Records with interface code
━━━━━━━━━━━━━━━━
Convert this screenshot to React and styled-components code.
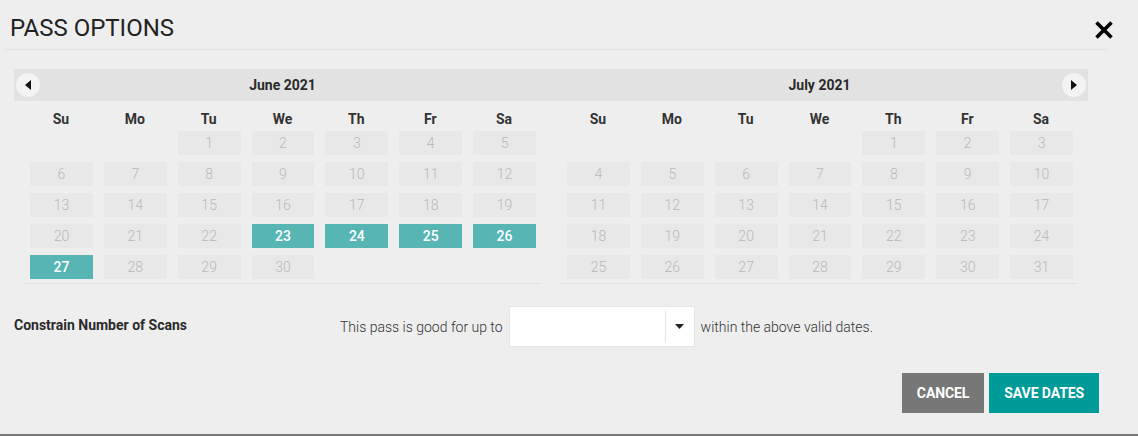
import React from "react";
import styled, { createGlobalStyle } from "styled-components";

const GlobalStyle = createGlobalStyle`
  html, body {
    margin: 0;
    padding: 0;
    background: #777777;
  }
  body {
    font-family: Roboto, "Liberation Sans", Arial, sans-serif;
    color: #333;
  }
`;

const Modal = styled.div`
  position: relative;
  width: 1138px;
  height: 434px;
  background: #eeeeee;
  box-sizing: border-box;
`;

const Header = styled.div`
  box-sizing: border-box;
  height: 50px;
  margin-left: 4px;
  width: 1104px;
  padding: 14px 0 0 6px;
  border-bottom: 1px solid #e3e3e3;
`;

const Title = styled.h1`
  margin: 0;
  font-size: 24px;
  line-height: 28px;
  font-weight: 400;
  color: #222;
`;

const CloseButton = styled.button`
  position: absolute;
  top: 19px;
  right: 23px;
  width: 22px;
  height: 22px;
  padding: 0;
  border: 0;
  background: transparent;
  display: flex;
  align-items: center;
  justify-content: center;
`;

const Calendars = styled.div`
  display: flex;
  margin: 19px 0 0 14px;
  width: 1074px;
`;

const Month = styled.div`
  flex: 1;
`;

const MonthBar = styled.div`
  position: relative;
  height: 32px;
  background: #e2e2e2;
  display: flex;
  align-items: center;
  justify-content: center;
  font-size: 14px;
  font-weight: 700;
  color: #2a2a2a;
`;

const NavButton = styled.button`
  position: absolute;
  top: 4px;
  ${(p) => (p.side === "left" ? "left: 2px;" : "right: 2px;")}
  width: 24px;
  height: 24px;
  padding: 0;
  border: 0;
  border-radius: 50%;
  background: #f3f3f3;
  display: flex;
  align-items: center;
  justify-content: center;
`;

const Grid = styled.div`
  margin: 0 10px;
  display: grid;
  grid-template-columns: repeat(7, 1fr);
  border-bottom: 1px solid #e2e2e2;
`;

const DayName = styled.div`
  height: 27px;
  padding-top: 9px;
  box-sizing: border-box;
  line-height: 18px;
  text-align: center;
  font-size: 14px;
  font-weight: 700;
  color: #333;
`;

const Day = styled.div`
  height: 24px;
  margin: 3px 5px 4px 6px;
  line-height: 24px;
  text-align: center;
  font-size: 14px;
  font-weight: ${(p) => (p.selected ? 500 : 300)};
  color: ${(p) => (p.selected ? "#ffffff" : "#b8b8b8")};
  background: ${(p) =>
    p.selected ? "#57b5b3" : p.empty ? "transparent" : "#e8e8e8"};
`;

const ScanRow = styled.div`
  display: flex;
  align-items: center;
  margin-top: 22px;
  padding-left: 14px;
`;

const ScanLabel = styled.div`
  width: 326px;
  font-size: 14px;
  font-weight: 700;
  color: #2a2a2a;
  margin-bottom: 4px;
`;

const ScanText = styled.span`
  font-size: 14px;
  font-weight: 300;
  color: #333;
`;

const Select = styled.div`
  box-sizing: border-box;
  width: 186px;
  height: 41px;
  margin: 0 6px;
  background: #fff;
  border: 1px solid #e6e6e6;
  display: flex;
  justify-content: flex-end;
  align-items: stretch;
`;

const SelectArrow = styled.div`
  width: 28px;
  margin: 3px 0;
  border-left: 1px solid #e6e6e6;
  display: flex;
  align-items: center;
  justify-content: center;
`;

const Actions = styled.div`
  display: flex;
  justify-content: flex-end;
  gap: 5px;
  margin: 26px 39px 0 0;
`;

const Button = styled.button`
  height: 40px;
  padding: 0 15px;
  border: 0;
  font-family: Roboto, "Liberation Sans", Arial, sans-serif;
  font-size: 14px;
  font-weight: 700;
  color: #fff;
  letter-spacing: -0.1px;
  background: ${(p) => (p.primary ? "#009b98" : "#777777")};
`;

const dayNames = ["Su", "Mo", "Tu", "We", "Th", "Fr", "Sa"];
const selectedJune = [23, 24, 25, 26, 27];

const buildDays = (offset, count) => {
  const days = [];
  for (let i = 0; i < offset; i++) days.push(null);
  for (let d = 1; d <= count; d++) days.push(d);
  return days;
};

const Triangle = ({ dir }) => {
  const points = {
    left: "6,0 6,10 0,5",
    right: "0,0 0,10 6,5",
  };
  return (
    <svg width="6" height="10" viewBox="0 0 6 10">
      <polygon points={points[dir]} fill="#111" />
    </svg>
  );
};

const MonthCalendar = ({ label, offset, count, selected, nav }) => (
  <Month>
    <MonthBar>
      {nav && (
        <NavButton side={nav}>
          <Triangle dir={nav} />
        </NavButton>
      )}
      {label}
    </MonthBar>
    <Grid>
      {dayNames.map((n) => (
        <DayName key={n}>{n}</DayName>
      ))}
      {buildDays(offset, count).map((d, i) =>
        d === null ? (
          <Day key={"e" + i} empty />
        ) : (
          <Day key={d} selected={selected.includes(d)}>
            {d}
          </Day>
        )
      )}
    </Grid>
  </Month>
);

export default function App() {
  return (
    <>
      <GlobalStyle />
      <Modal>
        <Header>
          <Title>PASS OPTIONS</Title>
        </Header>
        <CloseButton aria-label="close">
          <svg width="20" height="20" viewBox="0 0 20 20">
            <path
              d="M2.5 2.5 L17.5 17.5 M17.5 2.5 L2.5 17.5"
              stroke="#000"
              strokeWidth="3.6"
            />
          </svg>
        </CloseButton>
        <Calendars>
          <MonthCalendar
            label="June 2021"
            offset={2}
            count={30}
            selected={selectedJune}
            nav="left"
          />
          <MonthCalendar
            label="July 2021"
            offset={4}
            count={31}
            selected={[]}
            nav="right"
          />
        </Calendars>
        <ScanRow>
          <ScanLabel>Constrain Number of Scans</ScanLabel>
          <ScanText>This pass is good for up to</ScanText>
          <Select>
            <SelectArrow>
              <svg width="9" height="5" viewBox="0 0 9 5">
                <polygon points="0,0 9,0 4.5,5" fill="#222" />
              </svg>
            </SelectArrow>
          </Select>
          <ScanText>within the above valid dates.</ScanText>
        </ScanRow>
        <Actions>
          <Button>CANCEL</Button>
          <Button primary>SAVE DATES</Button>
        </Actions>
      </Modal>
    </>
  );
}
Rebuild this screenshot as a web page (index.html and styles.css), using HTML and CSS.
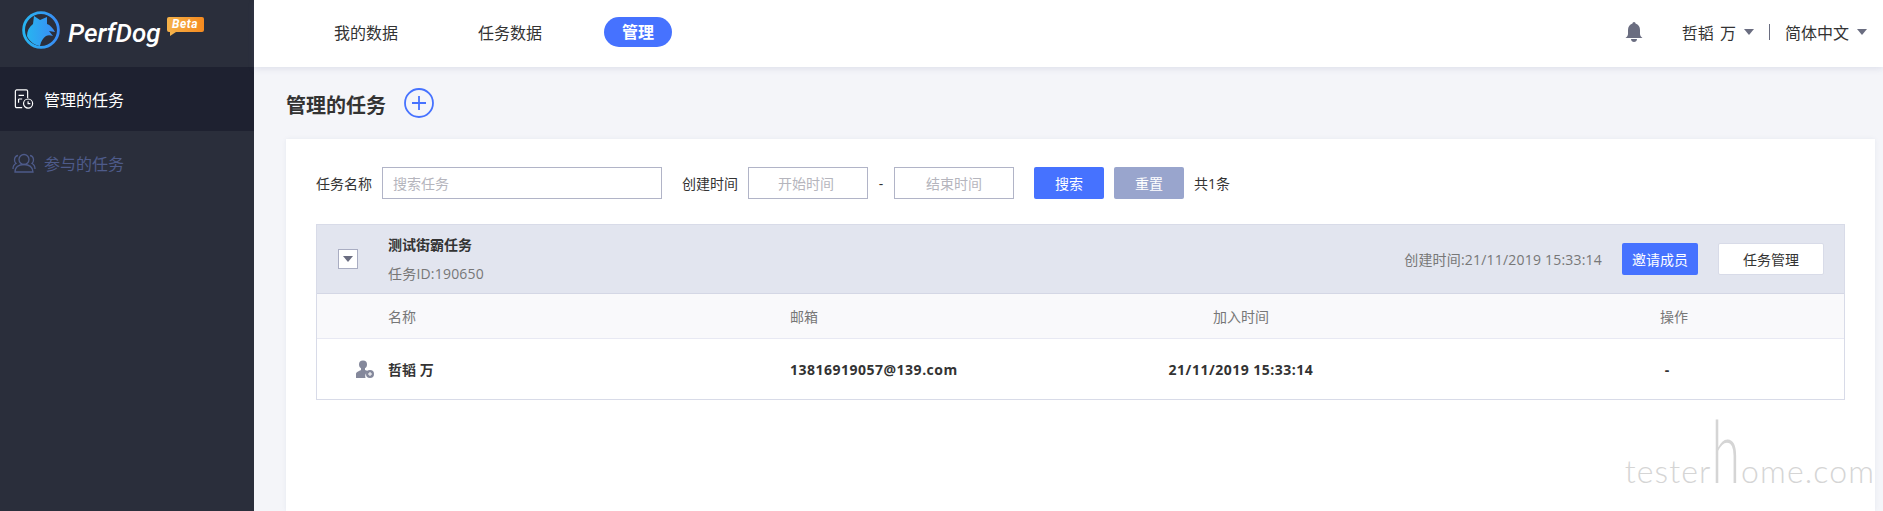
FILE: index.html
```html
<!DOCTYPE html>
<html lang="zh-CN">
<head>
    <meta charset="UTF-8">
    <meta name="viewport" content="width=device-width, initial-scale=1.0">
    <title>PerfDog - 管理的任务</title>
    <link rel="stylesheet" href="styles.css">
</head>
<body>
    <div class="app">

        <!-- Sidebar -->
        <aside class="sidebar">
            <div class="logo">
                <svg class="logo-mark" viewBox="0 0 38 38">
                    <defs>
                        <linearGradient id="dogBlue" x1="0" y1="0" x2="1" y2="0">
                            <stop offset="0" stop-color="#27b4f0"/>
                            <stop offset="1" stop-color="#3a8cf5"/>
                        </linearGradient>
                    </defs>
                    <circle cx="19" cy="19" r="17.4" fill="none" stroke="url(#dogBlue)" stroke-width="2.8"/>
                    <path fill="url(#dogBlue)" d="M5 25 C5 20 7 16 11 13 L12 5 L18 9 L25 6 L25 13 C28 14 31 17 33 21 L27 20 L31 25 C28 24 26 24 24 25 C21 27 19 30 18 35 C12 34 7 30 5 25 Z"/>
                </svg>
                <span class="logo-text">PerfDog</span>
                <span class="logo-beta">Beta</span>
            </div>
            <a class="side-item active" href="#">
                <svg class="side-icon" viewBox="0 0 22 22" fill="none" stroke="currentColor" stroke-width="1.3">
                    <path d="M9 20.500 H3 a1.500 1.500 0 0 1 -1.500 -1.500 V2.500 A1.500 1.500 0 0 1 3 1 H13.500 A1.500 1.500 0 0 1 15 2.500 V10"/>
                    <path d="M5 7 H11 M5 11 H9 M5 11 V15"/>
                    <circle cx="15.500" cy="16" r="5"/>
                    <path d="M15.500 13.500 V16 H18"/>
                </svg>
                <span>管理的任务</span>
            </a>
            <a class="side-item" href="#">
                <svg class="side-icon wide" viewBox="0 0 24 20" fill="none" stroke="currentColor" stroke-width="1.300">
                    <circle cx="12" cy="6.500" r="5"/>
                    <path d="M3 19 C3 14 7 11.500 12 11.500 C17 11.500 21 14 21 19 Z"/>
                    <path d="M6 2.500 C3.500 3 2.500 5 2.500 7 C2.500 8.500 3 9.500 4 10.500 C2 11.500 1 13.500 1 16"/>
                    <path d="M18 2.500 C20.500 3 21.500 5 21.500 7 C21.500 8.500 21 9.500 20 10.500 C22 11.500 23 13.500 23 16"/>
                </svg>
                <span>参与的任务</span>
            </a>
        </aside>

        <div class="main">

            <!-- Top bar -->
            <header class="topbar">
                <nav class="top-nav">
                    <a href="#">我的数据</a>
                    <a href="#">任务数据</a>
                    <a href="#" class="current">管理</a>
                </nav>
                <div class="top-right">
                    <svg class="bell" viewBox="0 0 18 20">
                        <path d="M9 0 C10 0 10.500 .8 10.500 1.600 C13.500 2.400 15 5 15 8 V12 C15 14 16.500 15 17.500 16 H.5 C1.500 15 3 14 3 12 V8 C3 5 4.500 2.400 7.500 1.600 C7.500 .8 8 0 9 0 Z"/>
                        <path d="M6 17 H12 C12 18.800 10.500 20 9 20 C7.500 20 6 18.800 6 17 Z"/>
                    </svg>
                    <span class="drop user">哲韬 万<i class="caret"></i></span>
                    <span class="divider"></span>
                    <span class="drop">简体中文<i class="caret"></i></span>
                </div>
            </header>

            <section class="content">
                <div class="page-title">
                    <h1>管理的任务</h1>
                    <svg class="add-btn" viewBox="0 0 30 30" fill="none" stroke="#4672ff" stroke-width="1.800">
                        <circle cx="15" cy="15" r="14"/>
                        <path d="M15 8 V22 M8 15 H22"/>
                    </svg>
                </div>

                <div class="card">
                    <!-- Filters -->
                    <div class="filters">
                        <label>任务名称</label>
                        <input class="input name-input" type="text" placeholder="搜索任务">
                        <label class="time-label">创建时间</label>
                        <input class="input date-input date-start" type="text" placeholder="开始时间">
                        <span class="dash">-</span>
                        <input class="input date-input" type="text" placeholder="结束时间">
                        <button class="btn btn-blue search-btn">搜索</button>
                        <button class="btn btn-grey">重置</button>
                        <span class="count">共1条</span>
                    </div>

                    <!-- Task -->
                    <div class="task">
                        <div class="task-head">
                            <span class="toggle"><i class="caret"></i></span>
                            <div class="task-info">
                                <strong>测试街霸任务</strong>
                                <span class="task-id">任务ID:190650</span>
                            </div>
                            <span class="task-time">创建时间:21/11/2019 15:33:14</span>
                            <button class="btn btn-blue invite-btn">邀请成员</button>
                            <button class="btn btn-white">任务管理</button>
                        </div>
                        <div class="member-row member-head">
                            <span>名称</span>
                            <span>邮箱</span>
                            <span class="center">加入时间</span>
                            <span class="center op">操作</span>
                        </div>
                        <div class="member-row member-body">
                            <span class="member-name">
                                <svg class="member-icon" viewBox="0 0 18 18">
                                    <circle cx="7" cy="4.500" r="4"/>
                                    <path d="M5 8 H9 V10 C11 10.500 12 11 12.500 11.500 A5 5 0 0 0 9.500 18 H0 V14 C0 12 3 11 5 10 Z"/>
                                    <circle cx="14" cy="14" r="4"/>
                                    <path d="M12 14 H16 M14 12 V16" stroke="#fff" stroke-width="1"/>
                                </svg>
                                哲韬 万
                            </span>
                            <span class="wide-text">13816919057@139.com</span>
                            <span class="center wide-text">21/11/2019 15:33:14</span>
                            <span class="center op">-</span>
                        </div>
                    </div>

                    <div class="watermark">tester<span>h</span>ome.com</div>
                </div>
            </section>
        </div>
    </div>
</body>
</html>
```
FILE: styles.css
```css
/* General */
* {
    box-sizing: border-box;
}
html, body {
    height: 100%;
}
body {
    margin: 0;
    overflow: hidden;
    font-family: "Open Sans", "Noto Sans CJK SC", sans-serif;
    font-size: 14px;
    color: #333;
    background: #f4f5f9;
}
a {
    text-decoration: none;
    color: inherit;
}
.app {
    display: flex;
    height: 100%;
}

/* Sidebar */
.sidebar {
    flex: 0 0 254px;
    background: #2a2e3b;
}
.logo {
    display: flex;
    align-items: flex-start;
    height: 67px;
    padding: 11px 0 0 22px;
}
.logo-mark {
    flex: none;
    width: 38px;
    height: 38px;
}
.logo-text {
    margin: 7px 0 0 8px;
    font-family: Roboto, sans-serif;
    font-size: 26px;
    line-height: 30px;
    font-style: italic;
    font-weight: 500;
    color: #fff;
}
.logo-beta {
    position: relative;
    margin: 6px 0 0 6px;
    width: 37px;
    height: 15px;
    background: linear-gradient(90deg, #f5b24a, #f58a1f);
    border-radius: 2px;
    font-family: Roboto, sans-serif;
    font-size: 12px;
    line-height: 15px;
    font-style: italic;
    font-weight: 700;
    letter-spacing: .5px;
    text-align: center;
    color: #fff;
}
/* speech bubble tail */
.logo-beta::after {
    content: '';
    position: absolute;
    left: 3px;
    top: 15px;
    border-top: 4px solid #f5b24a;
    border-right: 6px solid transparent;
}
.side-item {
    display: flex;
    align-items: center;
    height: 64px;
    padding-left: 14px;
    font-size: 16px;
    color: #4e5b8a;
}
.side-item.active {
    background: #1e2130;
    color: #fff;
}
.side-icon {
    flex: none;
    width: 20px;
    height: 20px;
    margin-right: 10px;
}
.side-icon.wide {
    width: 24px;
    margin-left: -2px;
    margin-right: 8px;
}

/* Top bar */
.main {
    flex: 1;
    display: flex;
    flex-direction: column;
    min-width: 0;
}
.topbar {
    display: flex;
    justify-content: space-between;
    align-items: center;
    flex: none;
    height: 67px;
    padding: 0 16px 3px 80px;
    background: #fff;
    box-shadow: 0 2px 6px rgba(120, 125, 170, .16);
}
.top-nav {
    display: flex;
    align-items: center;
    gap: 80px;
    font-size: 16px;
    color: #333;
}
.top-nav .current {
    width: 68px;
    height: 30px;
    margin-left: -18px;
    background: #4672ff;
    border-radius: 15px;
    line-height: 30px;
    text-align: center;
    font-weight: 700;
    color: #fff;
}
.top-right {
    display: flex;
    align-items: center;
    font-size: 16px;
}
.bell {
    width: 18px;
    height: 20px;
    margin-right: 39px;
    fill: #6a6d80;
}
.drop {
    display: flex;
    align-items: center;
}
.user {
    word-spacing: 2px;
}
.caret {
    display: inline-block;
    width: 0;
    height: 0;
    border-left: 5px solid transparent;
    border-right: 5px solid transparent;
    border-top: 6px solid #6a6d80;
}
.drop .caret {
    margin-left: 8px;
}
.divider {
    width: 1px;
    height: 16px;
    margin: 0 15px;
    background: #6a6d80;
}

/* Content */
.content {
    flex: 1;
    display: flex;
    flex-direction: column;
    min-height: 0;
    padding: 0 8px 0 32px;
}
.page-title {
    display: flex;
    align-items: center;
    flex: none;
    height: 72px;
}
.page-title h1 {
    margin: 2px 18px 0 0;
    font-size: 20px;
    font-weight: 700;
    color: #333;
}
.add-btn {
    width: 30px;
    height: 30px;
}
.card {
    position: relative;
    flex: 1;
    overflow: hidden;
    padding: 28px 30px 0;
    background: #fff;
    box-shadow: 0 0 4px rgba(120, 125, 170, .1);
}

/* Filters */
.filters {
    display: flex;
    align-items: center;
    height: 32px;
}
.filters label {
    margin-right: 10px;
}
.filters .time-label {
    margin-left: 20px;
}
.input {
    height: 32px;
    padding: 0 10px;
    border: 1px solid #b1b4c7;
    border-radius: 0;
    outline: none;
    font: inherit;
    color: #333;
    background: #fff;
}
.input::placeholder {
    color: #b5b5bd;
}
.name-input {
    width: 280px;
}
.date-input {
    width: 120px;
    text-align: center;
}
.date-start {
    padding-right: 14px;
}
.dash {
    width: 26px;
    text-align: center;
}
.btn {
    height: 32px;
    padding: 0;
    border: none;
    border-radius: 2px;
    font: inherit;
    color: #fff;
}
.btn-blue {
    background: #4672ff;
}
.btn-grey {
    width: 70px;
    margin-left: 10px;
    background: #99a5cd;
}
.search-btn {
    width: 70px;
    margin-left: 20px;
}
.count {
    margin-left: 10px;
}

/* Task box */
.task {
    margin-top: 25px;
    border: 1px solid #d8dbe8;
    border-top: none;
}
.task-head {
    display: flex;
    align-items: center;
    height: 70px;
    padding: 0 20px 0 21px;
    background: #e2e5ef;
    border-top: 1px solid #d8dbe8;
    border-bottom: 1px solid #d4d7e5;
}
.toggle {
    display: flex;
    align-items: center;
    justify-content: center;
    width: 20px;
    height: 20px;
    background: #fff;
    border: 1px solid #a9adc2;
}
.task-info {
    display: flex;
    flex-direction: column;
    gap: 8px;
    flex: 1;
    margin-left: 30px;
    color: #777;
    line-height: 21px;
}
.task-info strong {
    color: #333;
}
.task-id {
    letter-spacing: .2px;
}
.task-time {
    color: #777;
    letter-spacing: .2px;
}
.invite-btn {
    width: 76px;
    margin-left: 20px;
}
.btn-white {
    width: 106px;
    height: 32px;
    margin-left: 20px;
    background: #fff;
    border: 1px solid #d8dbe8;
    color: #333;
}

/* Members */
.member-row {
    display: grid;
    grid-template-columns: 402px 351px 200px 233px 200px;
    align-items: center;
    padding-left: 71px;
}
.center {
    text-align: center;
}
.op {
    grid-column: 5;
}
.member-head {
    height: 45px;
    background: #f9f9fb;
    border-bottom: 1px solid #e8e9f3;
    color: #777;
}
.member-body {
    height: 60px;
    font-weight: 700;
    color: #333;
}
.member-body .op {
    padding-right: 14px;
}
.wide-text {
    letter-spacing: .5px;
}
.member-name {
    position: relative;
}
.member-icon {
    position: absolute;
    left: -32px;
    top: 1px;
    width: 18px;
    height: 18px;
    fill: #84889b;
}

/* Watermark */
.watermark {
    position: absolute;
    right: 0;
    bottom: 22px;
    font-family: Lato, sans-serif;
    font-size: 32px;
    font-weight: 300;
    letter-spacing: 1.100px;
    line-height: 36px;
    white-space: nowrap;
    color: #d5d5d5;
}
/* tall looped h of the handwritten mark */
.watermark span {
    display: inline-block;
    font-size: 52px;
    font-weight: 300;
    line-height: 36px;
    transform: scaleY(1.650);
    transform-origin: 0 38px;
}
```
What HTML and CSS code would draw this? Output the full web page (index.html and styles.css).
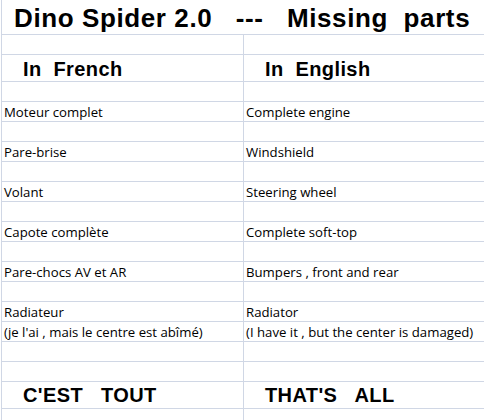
━━━━━━━━━━━━━━━━
__Instructions for the task__: In the entries above, find every line with the word "index" and list it.

__Solution to this problem__:
Rebuild this screenshot as a web page (index.html and styles.css), using HTML and CSS.
FILE: index.html
What HTML and CSS code would draw this? Output the full web page (index.html and styles.css).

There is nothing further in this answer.